Kriminalität und die Notwendigkeit ihrer Bekämpfung werden allgemein als unabänderliche Tatsachen angesehen. Der Diskurs der sogenannten Inneren Sicherheit kulminiert in der Frage, welche Methode dem Kampf gegen die Kriminalität und die Kriminellen am besten dient. Der Inhalt des Begriffs Kriminalität, die Frage, welches Verhalten als kriminell definiert wird und aus welchen Gründen diese Zuschreibung gemacht wird, wird nicht behandelt. Der Ausdruck dient in der aktuellen Situation als Begründungsmuster, das zum Nachweis der Notwendigkeit staatlichen Handelns angeführt wird. Ob es nun die Sexualmörder, die personifizierte organisierte Kriminalität oder der Terrorismus sind - alle implizieren abstrakte Gefahren, die abgesehen davon, dass sie abstrakte Befürchtungen hervorrufen, mit dem täglichen Leben und Verhalten der Bürgerinnen und Bürger wenig zu tun haben. denn die wenigsten halten sich selbst für des Terrorismus oder des Sexualmords verdächtig.

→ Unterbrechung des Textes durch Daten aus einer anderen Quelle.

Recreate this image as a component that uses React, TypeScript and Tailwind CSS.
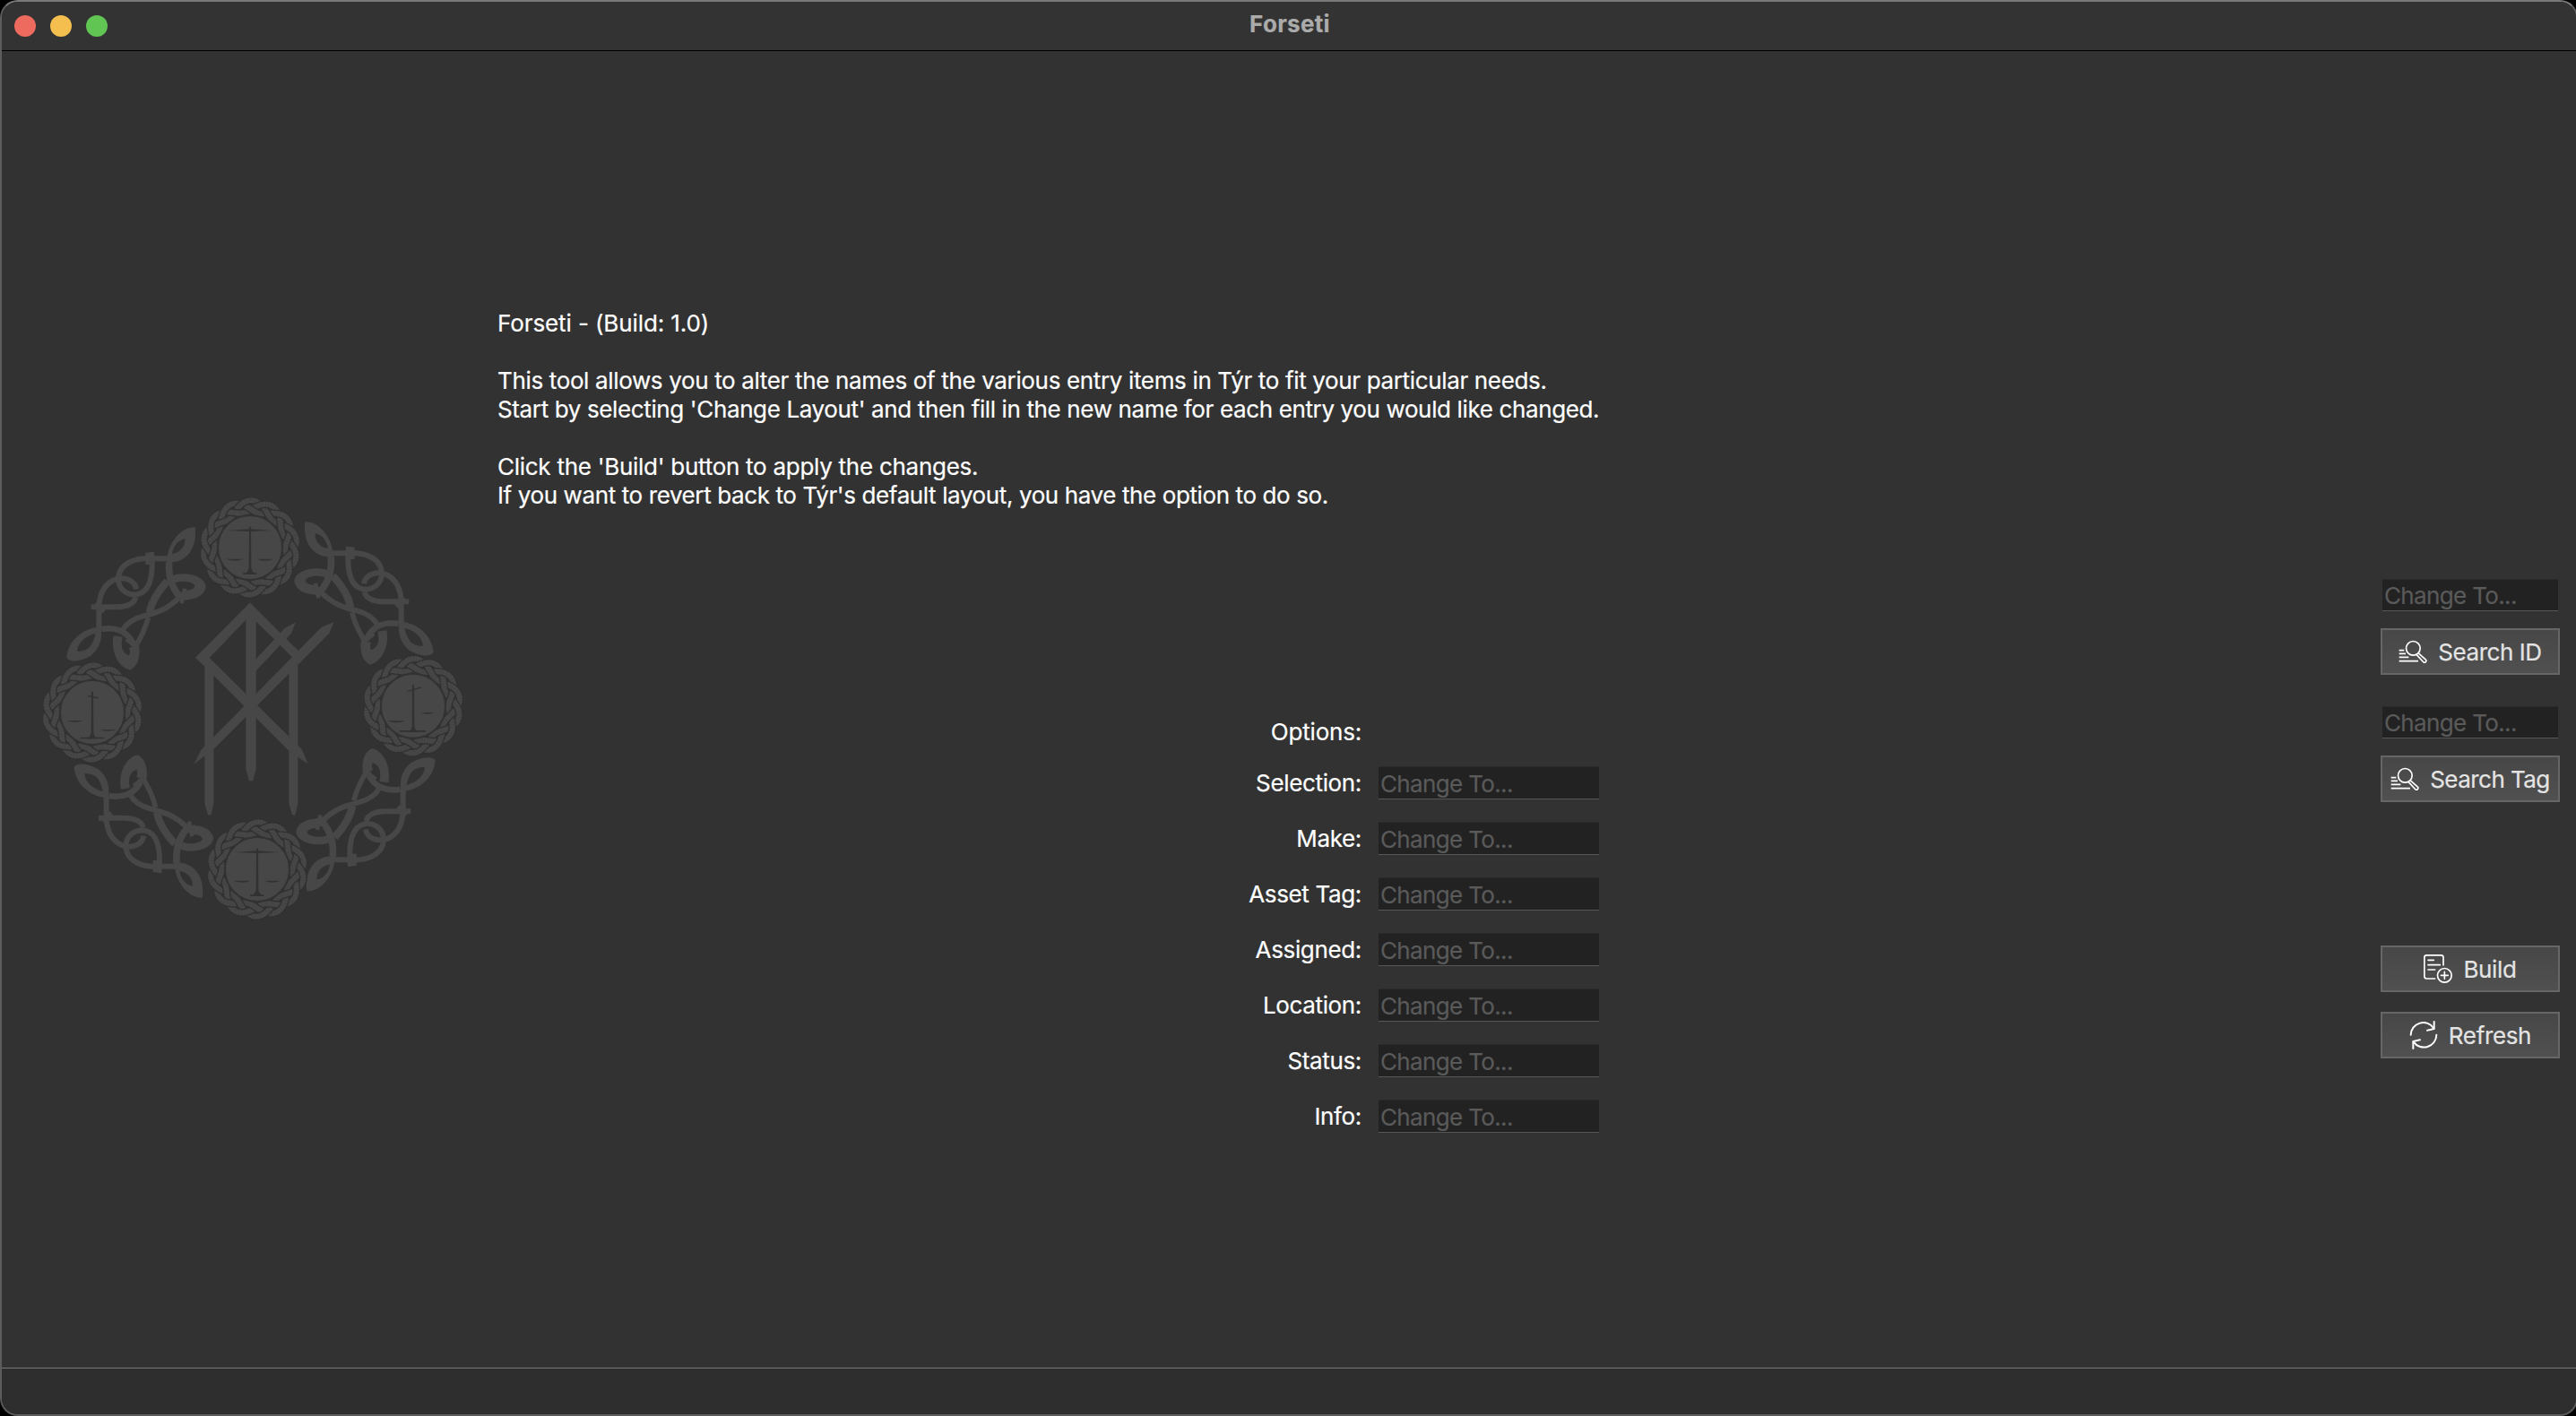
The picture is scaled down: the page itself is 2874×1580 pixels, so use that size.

Insofern rufen gesetzliche Änderungen oder hartes Durchgreifen der Polizei, wenn sie mit der Bekämpfung dieser Gefahren begründet werden, bei eben jenen meisten nur Achselzucken hervor. Wer "sich nichts vorzuwerfen hat", kann ja ruhig schlafen, während der Staat draußen gegen die Bösen kämpft. Daß die Innere Sicherheit und die Maßnahmen zu ihrer Herstellung Konsequenzen für alle haben, wird nicht in Betracht gezogen.

Genau dies aber ist der Fall. Die Ausdehnung der präventiven und repressiven Eingriffsbefugnisse hat Auswirkungen auf das gesamte gesellschaftliche Leben. In letzter Zeit ist die schleichende Entwicklung hin zu einem Präventionsstaat zu beobachten. Abstrakte Gefahren sollen bekämpft werden, bevor sie sich konkretisiert haben. Deshalb haben Polizei, Strafverfolgungsbehörden und Geheimdienste neue Kompetenzen erhalten, nicht nur gegen potentielle Kriminelle und zwar bereits im Vorfeld von Straftaten vorzugehen, sondern darüber hinaus auch Maßnahmen zu ergreifen, die immer auch gegen völlig Unverdächtige betreffen. Hinzu kommt, daß die Abgrenzung zwischen Unverdächtigen und potentiell Kriminellen aufgrund der Zufälligkeit der Kriterien schwierig ist. Das Festhalten von Straftätern und Straftäterinnen allein aufgrund unsicherer Gefährlichkeitsprognosen in der Sicherungsverwahrung oder die Überprüfung von Bevölkerungsgruppen nur aufgrund bestimmter Merkmale mit der Rasterfahndung sind Beispiele für diese Entwicklung.

Dadurch entsteht ein Generalverdacht gegen alles, jeden und jede, der weitreichende Folgen hat. Diejenigen, die fürchten müssen, jederzeit Ziel einer Rasterfahndung oder durch heimliche Methoden ausspioniert zu werden, versuchen, ihr Verhalten so auszurichten, daß es nicht als kriminell eingeschätzt werden kann. Antizipierte Anpassung an das vermutete typische Verhalten ist die Folge.

Dieses Heft soll diese Entwicklung kritisch begleiten. Dabei werden Kriminalität und Kriminalitätsbekämpfung nicht als gegebene Realität hingenommen, sondern daraufhin untersucht, welche gesellschaftlichen Zuschreibungsprozesse ihnen vorausgehen und welche gesellschaftlichen Veränderungen ihnen folgen.